*Exercise instructions*
Pick out the lines below that include the string "React".

[Source records]

------------------------

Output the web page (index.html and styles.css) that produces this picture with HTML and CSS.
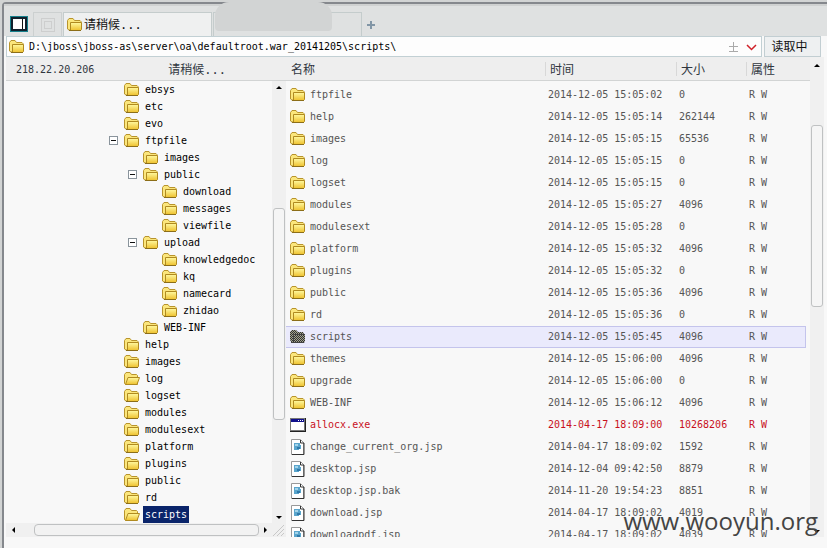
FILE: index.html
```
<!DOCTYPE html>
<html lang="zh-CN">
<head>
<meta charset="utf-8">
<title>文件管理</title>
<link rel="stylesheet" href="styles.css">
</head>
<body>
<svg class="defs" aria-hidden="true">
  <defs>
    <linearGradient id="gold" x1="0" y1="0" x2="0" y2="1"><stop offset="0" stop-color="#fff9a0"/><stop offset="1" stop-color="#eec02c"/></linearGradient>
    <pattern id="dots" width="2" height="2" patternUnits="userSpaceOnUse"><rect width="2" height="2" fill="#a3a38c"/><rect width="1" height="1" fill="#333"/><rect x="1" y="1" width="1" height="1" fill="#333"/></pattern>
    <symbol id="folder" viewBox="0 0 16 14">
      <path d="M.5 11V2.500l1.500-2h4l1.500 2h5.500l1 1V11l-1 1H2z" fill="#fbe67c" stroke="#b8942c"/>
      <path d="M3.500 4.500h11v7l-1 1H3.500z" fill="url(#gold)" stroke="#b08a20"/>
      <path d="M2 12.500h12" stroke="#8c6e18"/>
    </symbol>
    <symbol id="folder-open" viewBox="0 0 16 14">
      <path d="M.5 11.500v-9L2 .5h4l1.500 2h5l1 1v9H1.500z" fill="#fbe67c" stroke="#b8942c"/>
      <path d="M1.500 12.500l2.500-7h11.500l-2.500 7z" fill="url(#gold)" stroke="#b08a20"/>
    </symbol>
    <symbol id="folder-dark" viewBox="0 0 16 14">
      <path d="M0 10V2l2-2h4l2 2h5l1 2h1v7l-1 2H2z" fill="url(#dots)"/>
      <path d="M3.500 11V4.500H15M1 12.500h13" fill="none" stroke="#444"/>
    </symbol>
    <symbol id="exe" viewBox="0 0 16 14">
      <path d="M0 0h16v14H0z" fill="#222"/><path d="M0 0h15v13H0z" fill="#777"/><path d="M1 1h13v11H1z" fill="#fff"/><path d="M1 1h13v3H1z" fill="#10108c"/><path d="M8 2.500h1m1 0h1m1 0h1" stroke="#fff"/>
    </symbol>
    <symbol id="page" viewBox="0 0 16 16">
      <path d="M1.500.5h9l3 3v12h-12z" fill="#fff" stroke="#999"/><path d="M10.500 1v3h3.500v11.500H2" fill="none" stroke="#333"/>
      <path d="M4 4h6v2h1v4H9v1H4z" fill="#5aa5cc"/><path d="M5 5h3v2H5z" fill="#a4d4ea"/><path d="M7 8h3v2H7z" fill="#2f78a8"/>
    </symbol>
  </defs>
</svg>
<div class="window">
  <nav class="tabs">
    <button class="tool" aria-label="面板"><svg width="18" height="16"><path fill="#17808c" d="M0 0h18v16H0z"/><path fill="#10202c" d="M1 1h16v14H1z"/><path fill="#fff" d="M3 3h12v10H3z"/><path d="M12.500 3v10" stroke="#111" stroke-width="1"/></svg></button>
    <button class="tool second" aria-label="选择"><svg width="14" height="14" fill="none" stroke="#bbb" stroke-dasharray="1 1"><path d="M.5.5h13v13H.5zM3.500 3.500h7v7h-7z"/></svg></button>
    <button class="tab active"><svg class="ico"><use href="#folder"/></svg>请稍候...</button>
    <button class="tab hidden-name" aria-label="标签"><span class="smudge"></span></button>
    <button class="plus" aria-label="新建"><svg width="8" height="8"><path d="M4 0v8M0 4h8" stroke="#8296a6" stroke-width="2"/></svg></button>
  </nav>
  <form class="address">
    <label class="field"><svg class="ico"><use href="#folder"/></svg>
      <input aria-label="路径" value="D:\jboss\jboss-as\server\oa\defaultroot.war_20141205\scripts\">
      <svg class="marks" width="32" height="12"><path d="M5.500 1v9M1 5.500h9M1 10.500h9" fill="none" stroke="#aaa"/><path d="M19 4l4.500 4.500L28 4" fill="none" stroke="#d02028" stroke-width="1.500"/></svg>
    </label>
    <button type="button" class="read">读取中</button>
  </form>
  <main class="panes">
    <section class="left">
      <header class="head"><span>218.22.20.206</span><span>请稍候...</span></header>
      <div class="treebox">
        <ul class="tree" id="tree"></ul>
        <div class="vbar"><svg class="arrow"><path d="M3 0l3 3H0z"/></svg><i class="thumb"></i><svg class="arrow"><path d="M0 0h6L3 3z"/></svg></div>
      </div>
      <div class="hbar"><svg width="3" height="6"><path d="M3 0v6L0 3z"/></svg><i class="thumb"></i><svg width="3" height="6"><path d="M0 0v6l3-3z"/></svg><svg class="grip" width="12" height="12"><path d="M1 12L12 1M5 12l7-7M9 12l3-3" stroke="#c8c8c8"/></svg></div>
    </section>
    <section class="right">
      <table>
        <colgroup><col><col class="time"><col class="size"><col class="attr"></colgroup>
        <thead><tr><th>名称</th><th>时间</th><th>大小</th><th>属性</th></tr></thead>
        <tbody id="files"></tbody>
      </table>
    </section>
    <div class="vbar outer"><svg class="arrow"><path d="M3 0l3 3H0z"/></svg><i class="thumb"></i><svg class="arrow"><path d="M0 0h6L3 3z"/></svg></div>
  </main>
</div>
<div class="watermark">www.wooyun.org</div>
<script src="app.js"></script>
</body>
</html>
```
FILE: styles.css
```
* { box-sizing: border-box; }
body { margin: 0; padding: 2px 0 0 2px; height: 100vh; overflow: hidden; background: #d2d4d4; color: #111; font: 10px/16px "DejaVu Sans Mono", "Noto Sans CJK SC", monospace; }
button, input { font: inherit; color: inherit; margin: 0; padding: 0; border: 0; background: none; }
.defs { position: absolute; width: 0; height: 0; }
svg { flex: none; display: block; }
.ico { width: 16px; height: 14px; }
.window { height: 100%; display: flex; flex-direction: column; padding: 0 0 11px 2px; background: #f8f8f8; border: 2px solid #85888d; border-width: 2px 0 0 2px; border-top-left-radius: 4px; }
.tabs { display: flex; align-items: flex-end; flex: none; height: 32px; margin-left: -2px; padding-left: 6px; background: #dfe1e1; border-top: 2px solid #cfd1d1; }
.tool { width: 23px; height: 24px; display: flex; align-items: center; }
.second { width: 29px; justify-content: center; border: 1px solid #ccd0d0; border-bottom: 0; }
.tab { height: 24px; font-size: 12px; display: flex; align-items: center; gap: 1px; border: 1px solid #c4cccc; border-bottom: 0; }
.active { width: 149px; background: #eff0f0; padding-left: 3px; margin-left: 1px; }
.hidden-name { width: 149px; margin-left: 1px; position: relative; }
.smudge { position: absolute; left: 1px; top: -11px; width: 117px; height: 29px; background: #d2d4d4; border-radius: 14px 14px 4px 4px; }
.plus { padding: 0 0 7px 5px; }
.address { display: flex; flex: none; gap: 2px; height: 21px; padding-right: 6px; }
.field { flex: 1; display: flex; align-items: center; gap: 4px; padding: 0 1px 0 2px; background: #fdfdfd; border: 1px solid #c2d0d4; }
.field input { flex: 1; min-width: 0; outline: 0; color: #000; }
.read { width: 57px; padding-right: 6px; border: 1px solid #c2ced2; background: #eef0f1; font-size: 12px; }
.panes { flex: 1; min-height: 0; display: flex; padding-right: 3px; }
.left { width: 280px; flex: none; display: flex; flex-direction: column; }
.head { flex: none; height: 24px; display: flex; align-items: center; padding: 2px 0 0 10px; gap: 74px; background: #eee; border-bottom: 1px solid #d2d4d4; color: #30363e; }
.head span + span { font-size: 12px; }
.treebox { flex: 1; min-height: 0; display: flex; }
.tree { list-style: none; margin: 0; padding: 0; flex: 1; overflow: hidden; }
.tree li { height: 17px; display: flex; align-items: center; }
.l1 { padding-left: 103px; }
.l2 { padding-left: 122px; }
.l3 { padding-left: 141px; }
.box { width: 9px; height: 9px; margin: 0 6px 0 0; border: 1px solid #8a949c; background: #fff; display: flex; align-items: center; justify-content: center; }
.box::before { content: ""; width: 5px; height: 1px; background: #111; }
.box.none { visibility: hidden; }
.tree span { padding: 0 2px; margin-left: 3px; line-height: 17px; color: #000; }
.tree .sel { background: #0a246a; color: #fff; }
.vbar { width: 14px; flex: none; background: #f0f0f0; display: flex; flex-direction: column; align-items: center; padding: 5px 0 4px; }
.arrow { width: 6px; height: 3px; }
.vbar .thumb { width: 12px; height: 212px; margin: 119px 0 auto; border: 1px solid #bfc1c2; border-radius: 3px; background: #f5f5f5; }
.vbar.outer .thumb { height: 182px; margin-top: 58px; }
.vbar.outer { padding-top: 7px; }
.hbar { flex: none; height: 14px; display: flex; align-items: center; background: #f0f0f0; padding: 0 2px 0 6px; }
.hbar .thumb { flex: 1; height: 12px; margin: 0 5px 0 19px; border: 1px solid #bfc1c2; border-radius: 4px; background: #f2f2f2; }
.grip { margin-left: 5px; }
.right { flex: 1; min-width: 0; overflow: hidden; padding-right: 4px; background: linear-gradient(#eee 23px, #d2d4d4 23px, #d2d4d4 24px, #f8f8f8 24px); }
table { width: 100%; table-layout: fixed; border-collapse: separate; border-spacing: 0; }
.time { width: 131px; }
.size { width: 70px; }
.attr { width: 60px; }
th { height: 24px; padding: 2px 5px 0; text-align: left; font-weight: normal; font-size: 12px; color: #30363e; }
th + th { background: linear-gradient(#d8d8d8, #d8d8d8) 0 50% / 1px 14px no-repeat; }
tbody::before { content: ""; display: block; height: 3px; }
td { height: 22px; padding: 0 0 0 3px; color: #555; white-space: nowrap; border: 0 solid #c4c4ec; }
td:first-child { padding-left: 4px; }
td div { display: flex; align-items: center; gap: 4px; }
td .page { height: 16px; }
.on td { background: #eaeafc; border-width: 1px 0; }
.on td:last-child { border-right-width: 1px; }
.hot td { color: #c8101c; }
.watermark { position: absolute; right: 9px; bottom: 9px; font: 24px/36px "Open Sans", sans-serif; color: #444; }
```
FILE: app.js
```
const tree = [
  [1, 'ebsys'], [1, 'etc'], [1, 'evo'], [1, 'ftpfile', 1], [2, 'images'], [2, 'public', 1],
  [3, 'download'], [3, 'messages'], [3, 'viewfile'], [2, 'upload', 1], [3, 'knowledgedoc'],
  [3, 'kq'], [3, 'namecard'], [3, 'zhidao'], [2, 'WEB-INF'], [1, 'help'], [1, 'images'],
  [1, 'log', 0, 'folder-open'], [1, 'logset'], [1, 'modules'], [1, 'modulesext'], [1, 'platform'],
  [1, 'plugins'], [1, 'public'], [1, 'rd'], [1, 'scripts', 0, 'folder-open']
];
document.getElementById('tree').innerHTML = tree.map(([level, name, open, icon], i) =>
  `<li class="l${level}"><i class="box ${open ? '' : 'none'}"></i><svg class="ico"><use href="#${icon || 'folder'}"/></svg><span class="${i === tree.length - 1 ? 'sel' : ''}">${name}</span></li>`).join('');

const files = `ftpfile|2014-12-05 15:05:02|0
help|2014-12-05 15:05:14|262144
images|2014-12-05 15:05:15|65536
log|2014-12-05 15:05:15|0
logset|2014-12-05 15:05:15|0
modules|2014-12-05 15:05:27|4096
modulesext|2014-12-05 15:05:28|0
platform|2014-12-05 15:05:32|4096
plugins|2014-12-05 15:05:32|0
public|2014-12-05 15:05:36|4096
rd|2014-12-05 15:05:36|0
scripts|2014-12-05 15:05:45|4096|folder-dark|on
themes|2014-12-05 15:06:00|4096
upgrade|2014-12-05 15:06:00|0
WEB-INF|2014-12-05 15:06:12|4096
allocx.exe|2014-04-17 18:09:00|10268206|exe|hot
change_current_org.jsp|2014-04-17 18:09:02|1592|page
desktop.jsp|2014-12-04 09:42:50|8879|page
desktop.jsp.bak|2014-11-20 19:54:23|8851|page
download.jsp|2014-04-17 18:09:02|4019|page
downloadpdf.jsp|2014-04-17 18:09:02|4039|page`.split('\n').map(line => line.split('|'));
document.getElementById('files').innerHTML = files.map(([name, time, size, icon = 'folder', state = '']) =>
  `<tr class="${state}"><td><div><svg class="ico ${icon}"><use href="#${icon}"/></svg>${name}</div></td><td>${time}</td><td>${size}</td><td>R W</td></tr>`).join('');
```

------------------------

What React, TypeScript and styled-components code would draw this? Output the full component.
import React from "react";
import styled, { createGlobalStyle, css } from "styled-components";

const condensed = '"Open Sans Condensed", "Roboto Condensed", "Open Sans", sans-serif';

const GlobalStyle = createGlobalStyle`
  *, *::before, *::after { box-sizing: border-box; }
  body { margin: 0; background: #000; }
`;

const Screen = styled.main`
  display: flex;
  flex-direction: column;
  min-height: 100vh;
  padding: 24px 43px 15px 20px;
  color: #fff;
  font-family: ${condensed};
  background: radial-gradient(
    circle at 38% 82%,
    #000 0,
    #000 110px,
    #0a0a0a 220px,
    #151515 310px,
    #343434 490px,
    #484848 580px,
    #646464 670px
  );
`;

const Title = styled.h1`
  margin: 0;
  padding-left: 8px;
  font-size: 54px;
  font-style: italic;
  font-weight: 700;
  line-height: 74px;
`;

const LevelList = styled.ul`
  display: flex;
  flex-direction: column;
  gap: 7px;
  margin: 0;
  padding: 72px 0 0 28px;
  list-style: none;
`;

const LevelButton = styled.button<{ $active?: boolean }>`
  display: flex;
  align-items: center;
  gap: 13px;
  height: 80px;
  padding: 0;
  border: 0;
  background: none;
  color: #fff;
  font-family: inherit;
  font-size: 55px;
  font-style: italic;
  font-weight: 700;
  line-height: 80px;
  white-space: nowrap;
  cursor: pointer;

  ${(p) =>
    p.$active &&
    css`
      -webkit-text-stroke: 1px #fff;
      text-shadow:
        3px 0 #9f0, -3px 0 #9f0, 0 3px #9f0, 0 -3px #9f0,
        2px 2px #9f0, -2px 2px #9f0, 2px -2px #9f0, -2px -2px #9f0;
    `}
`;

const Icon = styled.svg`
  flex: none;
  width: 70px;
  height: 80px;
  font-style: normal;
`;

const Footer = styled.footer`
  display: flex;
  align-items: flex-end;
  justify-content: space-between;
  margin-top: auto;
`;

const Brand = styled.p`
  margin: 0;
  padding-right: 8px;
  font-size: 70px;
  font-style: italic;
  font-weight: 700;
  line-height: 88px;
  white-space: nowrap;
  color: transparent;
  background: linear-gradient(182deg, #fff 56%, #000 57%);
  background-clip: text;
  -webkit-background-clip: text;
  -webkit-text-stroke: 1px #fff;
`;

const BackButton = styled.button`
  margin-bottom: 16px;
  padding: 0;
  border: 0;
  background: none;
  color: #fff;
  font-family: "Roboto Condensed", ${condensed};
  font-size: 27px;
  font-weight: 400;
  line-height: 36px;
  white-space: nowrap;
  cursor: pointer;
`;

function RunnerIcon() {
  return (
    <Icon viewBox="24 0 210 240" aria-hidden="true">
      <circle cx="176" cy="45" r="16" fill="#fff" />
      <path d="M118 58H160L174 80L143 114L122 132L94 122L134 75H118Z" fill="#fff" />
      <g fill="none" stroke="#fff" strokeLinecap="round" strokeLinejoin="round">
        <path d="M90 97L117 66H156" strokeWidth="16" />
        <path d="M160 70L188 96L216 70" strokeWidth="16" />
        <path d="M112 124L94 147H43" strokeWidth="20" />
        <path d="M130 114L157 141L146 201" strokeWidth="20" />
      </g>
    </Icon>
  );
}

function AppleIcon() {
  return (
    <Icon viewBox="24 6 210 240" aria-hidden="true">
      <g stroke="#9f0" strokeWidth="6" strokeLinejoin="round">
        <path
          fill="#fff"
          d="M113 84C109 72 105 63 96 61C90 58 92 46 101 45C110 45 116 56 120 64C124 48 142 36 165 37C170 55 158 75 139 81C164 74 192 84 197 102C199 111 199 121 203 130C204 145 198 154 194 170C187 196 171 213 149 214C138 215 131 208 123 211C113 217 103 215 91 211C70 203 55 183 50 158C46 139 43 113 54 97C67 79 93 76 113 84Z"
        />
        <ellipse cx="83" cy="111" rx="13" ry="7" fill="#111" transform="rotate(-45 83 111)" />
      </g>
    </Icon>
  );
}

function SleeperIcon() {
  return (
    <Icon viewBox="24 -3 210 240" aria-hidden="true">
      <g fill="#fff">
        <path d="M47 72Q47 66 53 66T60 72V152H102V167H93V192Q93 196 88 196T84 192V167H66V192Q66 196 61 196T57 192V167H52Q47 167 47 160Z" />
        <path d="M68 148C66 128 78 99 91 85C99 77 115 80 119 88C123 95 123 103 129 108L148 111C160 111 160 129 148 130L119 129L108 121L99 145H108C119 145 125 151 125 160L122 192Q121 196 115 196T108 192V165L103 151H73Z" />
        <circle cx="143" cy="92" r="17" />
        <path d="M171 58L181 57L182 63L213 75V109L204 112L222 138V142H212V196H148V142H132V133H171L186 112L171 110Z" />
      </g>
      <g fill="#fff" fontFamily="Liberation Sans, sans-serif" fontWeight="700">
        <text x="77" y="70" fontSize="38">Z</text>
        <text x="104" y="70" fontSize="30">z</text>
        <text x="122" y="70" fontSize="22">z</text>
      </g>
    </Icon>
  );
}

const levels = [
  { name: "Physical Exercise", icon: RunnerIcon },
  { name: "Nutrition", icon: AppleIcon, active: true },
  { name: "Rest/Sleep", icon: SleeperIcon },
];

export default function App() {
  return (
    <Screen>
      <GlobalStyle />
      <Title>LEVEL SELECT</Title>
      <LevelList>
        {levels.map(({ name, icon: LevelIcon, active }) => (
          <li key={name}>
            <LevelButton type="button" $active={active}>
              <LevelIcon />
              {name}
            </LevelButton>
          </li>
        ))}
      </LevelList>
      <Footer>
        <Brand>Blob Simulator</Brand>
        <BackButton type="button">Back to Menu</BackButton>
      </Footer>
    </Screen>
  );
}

------------------------

*Exercise output*
What React, TypeScript and styled-components code would draw this? Output the full component.
import React from "react";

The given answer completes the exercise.